DNS feels simple right up until the day it ruins your rollout.
A certificate check fails because one resolver still sees the old record. Traffic keeps flowing to the previous load balancer longer than expected. One region works, another does not. Someone says, "DNS has not propagated yet," and the room nods even though nobody has clearly explained what that means.
That is usually a sign that the team is using DNS every day without carrying the right mental model.
DNS is not a magical global phone book that updates everywhere at once.
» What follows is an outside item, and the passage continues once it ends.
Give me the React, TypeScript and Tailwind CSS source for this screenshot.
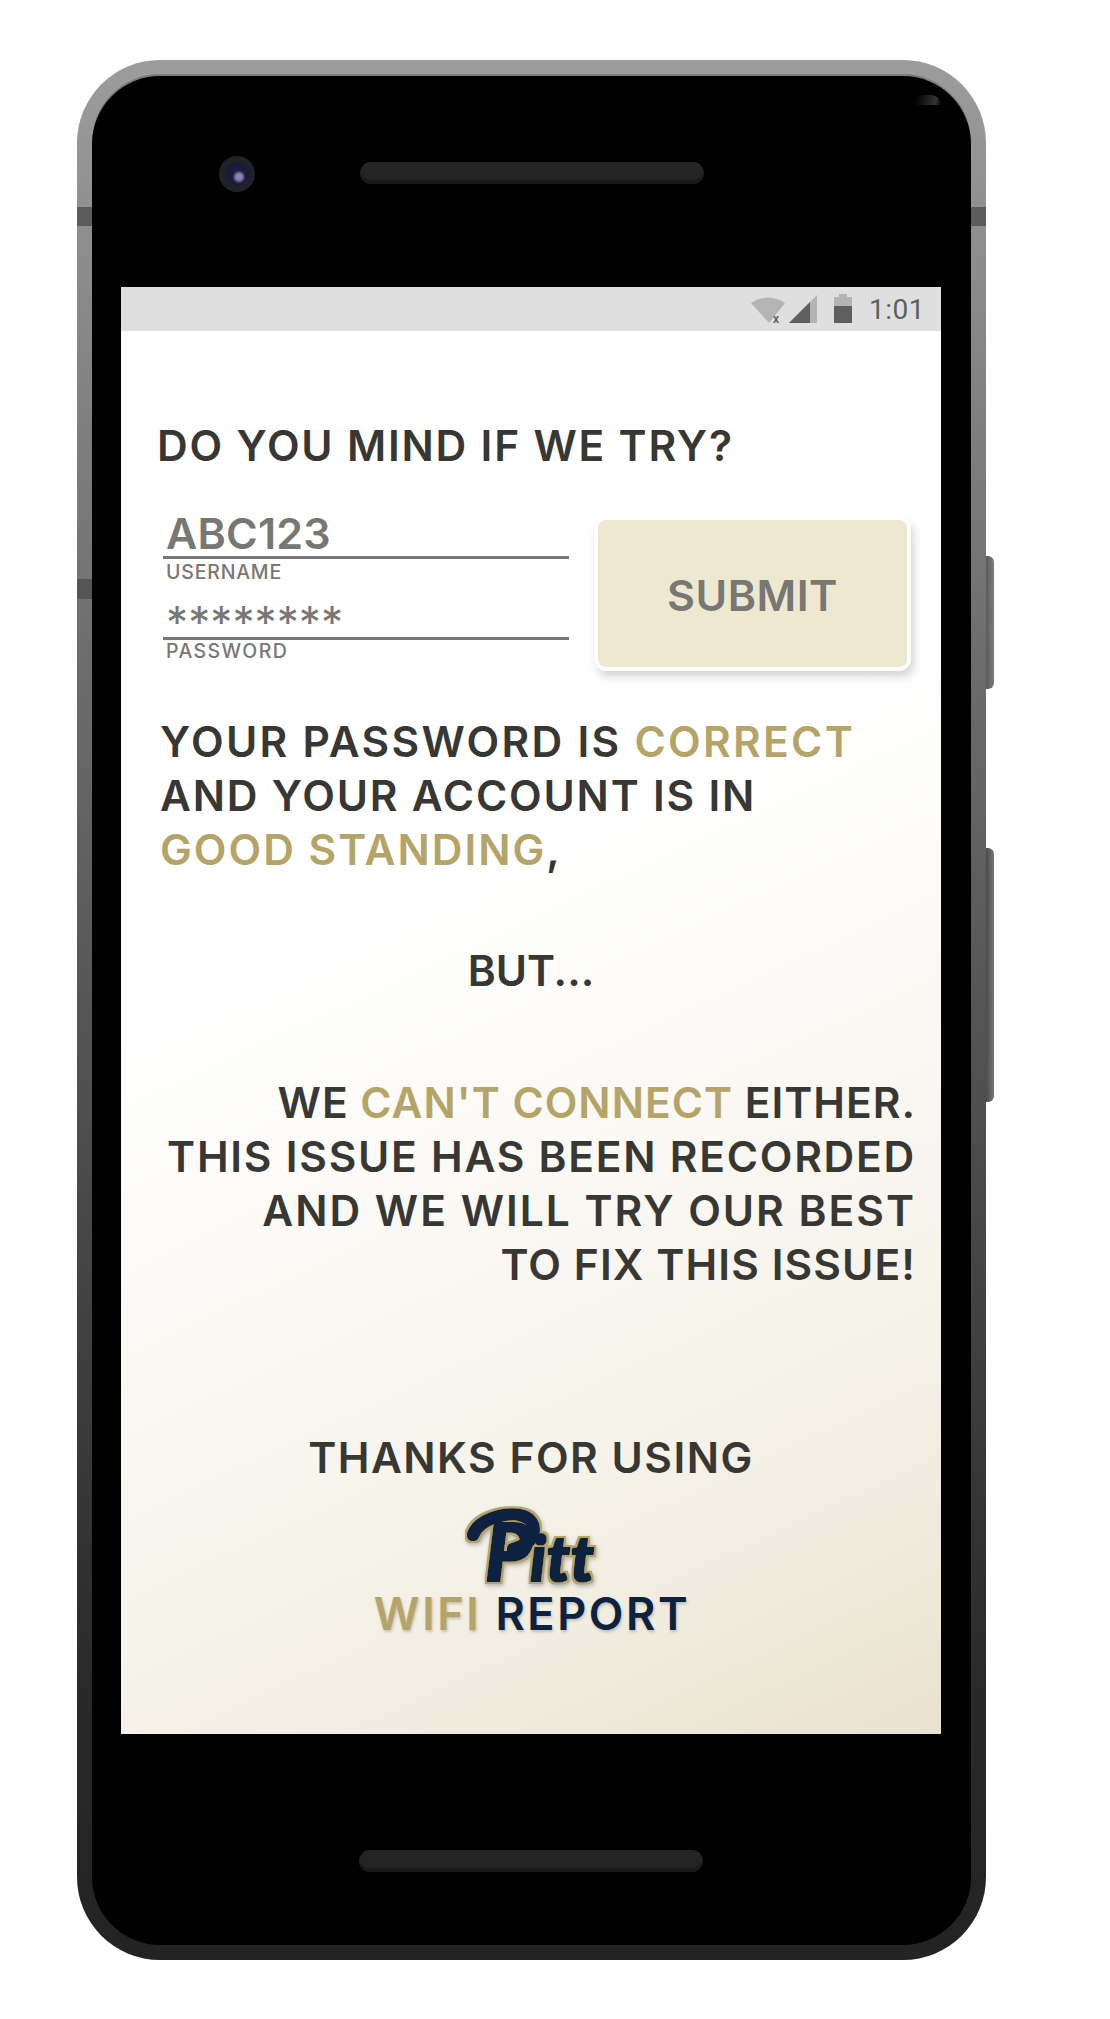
const textFont = "font-['Inter',sans-serif]"

function StatusIcons() {
  return (
    <svg width="102" height="32" viewBox="0 0 102 32" className="shrink-0">
      <path d="M0 9 Q17 -2 34 9 L18 29 Z" fill="#b4b4b4" />
      <text x="22" y="29" fontSize="12" fontWeight="600" fill="#5f5f5f" fontFamily="Roboto, sans-serif">x</text>
      <path d="M38 29 L66 1 V29 Z" fill="#b4b4b4" />
      <path d="M38 29 L59 8 V29 Z" fill="#5f5f5f" />
      <path d="M88 0 H96 V3 H101 V12 H83 V3 H88 Z" fill="#b4b4b4" />
      <rect x="83" y="12" width="18" height="17" fill="#5f5f5f" />
    </svg>
  )
}

function PittLogo() {
  return (
    <svg width="144" height="85" viewBox="0 0 144 85" className="ml-[3px] block overflow-visible drop-shadow-[1px_2px_2px_rgba(0,0,0,0.25)]">
      <defs>
        <filter id="pitt-outline" x="-10%" y="-10%" width="120%" height="120%">
          <feMorphology in="SourceAlpha" operator="dilate" radius="1.2" result="body" />
          <feGaussianBlur in="body" stdDeviation="0.5" result="bodySoft" />
          <feFlood floodColor="#0c2340" />
          <feComposite in2="bodySoft" operator="in" result="navy" />
          <feMorphology in="SourceAlpha" operator="dilate" radius="3" result="edge" />
          <feGaussianBlur in="edge" stdDeviation="0.6" result="edgeSoft" />
          <feFlood floodColor="#b5a468" />
          <feComposite in2="edgeSoft" operator="in" result="gold" />
          <feMerge>
            <feMergeNode in="gold" />
            <feMergeNode in="navy" />
          </feMerge>
        </filter>
      </defs>
      <g filter="url(#pitt-outline)">
        <path d="M12 29 C18 12 48 5 62 10 C78 16 78 36 52 43" fill="none" stroke="#0c2340" strokeWidth="10" strokeLinecap="round" />
        <text x="24" y="75" fontFamily="'Lato', sans-serif" fontStyle="italic" fontWeight="900" fontSize="80" fill="#0c2340">
          P<tspan dx="-2" fontSize="62" letterSpacing="1">itt</tspan>
        </text>
      </g>
    </svg>
  )
}

export default function App() {
  return (
    <div className={`min-h-[2019px] bg-white pl-[77px] pt-[60px] ${textFont}`}>
      <div className="relative h-[1900px] w-[909px] rounded-[83px] bg-[linear-gradient(180deg,#9c9c9c_0%,#6f6f6f_30%,#4f4f4f_55%,#2a2a2a_85%,#232323_100%)] px-[15px] pb-[15px] pt-[16px]">
        {/* frame bands */}
        <div className="absolute left-0 top-[147px] h-[19px] w-[15px] bg-[#5c5c5c]" />
        <div className="absolute right-0 top-[147px] h-[19px] w-[15px] bg-[#5c5c5c]" />
        <div className="absolute left-0 top-[519px] h-[20px] w-[15px] bg-[#555555]" />

        {/* side buttons */}
        <div className="absolute right-[-8px] top-[496px] h-[133px] w-2 rounded-r-[6px] bg-[linear-gradient(90deg,#5a5a5a,#7d7d7d)]" />
        <div className="absolute right-[-8px] top-[788px] h-[254px] w-2 rounded-r-[6px] bg-[linear-gradient(90deg,#4a4a4a,#777777)]" />

        <div className="relative flex h-full flex-col rounded-[68px] bg-black shadow-[0_-2px_0_rgba(0,0,0,0.2)]">
          <div className="absolute right-[30px] top-[19px] h-[10px] w-[36px] rounded-tr-[20px] bg-[linear-gradient(100deg,transparent_30%,#4a4a4a_85%,transparent)] opacity-70" />

          {/* top bezel */}
          <div className="flex h-[211px] w-full items-start pl-[127px] pt-[80px]">
            <div className="flex h-9 w-9 items-center justify-center rounded-full bg-[#222226]">
              <div className="relative h-6 w-6 rounded-full bg-[#1b1a3a]">
                <div className="absolute left-[9px] top-[10px] h-[10px] w-[10px] rounded-full bg-[#8a82b0] blur-[1px]" />
              </div>
            </div>
            <div className="ml-[105px] mt-[6px] h-[22px] w-[344px] rounded-full bg-[#242424] shadow-[inset_0_-4px_0_#1a1a1a]" />
          </div>

          {/* screen */}
          <div className="ml-[29px] h-[1447px] w-[820px] shrink-0 bg-[linear-gradient(155deg,#ffffff_0%,#ffffff_40%,#f6f3ea_76%,#e9e2cf_100%)] font-semibold text-[#373733]">
            <div className="flex h-[44px] items-center justify-end bg-[#dfdfdf] pr-[16px] pt-[2px]">
              <StatusIcons />
              <span className="ml-[16px] font-['Roboto',sans-serif] text-[28px] font-normal leading-none tracking-[0.5px] text-[#5f5f5f]">1:01</span>
            </div>

            <h1 className="ml-[36px] mt-[88px] text-[42.5px] font-semibold leading-[54px] tracking-[1.8px]">DO YOU MIND IF WE TRY?</h1>

            <div className="ml-[42px] mt-[38px] flex">
              <div className="w-[406px] text-[#777774]">
                <div className="border-b-[3px] border-[#777774] pl-[3px] text-[43px] font-semibold leading-[45px] tracking-[0.2px]">ABC123</div>
                <div className="pl-[3px] text-[19.5px] font-medium leading-[26px] tracking-[0.8px]">USERNAME</div>
                <div className="mt-[9px] border-b-[3px] border-[#777774] pl-[3px] pt-[14px] text-[44px] font-normal leading-[29px] tracking-[0.1px]">********</div>
                <div className="pl-[3px] text-[19.5px] font-medium leading-[23px] tracking-[1.4px]">PASSWORD</div>
              </div>
              <button className="ml-[29px] mt-[9px] flex h-[147px] w-[309px] items-center justify-center rounded-[8px] bg-[#eee8d1] pt-[3px] text-[43px] font-semibold leading-none tracking-[0.5px] text-[#777774] shadow-[0_0_0_4px_#ffffff,3px_6px_8px_4px_rgba(0,0,0,0.16)]">SUBMIT</button>
            </div>

            <p className="ml-[39px] mt-[48px] text-[42.5px] leading-[54px]">
              <span className="tracking-[2.3px]">YOUR PASSWORD IS <span className="text-[#b5a468]">CORRECT</span></span>
              <br />
              <span className="tracking-[1.8px]">AND YOUR ACCOUNT IS IN</span>
              <br />
              <span className="tracking-[2px]"><span className="text-[#b5a468]">GOOD STANDING</span>,</span>
            </p>

            <p className="mt-[67px] text-center text-[42.5px] leading-[54px]">BUT...</p>

            <p className="mr-[25px] mt-[78px] text-right text-[42.5px] leading-[54px]">
              <span className="tracking-[1px]">WE <span className="text-[#b5a468]">CAN'T CONNECT</span> EITHER.</span>
              <br />
              <span className="tracking-[1.75px]">THIS ISSUE HAS BEEN RECORDED</span>
              <br />
              <span className="tracking-[2px]">AND WE WILL TRY OUR BEST</span>
              <br />
              <span className="tracking-[1.1px]">TO FIX THIS ISSUE!</span>
            </p>

            <p className="mt-[139px] text-center text-[42.5px] leading-[54px] tracking-[1.5px]">THANKS FOR USING</p>

            <div className="mt-[21px] flex flex-col items-center">
              <PittLogo />
              <div className="ml-[2px] text-[45px] font-semibold leading-[46px] tracking-[2.6px] [text-shadow:1px_2px_3px_rgba(0,0,0,0.2)]">
                <span className="text-[#b5a468]">WIFI</span> <span className="text-[#0c2340]">REPORT</span>
              </div>
            </div>
          </div>

          {/* bottom bezel */}
          <div className="flex w-full justify-center pt-[116px]">
            <div className="ml-[-1px] h-[22px] w-[344px] rounded-full bg-[#242424] shadow-[inset_0_-4px_0_#1a1a1a]" />
          </div>
        </div>
      </div>
    </div>
  )
}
It is a distributed, cached naming system with distinct roles, different failure modes, and enough old edge cases to surprise even experienced engineers.
Once you understand the roles and the caches, a lot of DNS stops feeling mystical.
Start with the two roles people blur together
Two kinds of systems matter most in normal DNS lookups:
- recursive resolvers
- authoritative name servers
They do very different jobs.
Recursive resolver
This is the system your machine, container, or VPC resolver usually talks to first.
Its job is to go find the answer on your behalf, cache it, and return it.
It is the "please figure this out for me" side of DNS.
Examples include:
- your ISP resolver
- a public resolver such as Google Public DNS or Cloudflare
- an enterprise or VPC resolver
Authoritative server
This is the system that serves the DNS data for a zone because it is responsible for that zone.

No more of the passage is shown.